This is the sort of shit that keeps network security people awake at night. I bet they enabled third-party app downloads on their Android phones and uninstalled some unknown .apk

The future business leaders of America... fuck...

6 comments

For anyone travelling to China through HK, China Mobile sell a $15 SIM in their HK stores that will give you 1.5 GB of 3G/4G data in both HK and China for 10-days.

China Mobile have the largest network on the mainland and I've used it a number of times without issue.

This also has the benefit of allowing you to access any site that is accessible from HK (all) while in China.

Edit:

URL: https://www.hk.chinamobile.com/en/corporate_information/Prep...

If you only have a 3G device, or a 4G device that doesn't support the available FDD-LTE bands, you might be better off getting a China Unicom HK card instead. They have HSPA+ on 2100 MHz.
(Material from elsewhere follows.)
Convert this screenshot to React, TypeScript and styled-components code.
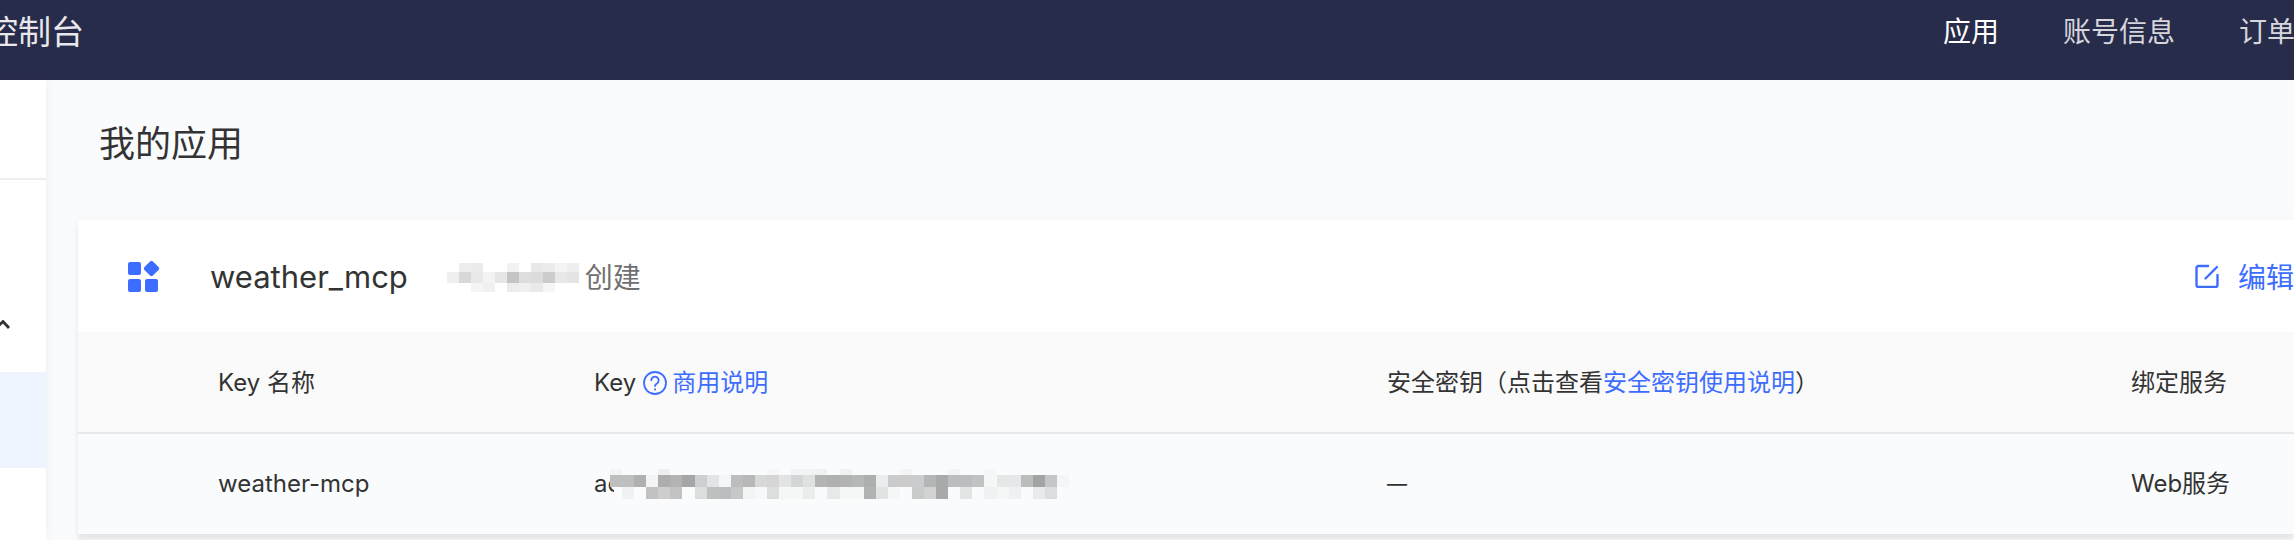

Google services work fine on them.

The cards are hard or impossible to find within the HKIA transit area, so you will want to either pick it from a street retailer in HK, or order from their English webstore - http://www.cugstore.com/hk_en/. Street prices are usually cheaper.

(No affiliation, just a happy customer from a few months back. I got their "Greater China 30 Days Data SIM" because I was spending time in Macau and Hong Kong as well.)

Their doe-eyed turnip truck perspective was cringy all the way through. McDonalds is the same, but different! And they negotiated 3000 dollars off! How lucky! And he sent them off to Hainan Island. Prosperity and success can not be in doubt.
"Winston wanted to send us away to a Chinese island called Hainan for a few days during the slow part of production." Of course he didn't want foreigners snooping around in his factory. It must have been cheaper to pay their holidays than run the factory at Western standards for "a few days" to please naive visitors.
Not to be too sexist about it, they appointed two young ladies to accompany these three young American men to the island. I guess it provided some extra incentive to visit Hainan.

Wish the Chinese would stop doing this kind of shady behavior.

To be fair to China's chauvinist culture they would've done the same of the visitors/clients were Chinese. Actually if they were Chinese they probably would've been taken directly to a brothel.
> The future business leaders of America... fuck...

* Didn't know they need a visa to China.

* Paid $730 for 3 visas.

* Didn't know there's a border between HK and China.

* Didn't know there's a public transport in HK and didn't need to take cabs for 200 USD.

* Didn't know menus in China are in Chinese.

* Had to eat McD on their 4th day in Asia.

* Had McD again on day 5.

Hilarious story :)

This is a little unfair, a lot of these really aren't too unreasonable if you are unfamiliar with China. $730 for 3 Chinese Visas with rushed service actually isn't really overpriced, in fact it's about the price I would expect.

It's hard for them to know exactly how good the Hong Kong public transit system is without being explicitly told, taking cabs is a natural choice for most foreigners in a new city. They also stated they knew there was probably a better way for the boarder crossing, but chose not to look since it was convenient and they didn't mind spending the money.

I'm pretty sure they knew the menus in China would be in Chinese, they were just stating the fact so the reader could understand that doing a simple task such as eating was actually a challenge to a foreigner.

It's not crazy to want to eat something familiar and safe. It's good to try new things which they did, but some times you just want to order something to fill you up that you know will taste decent. It takes awhile to figure out which local cuisines are delicious and which are a bit too foreign for westerners.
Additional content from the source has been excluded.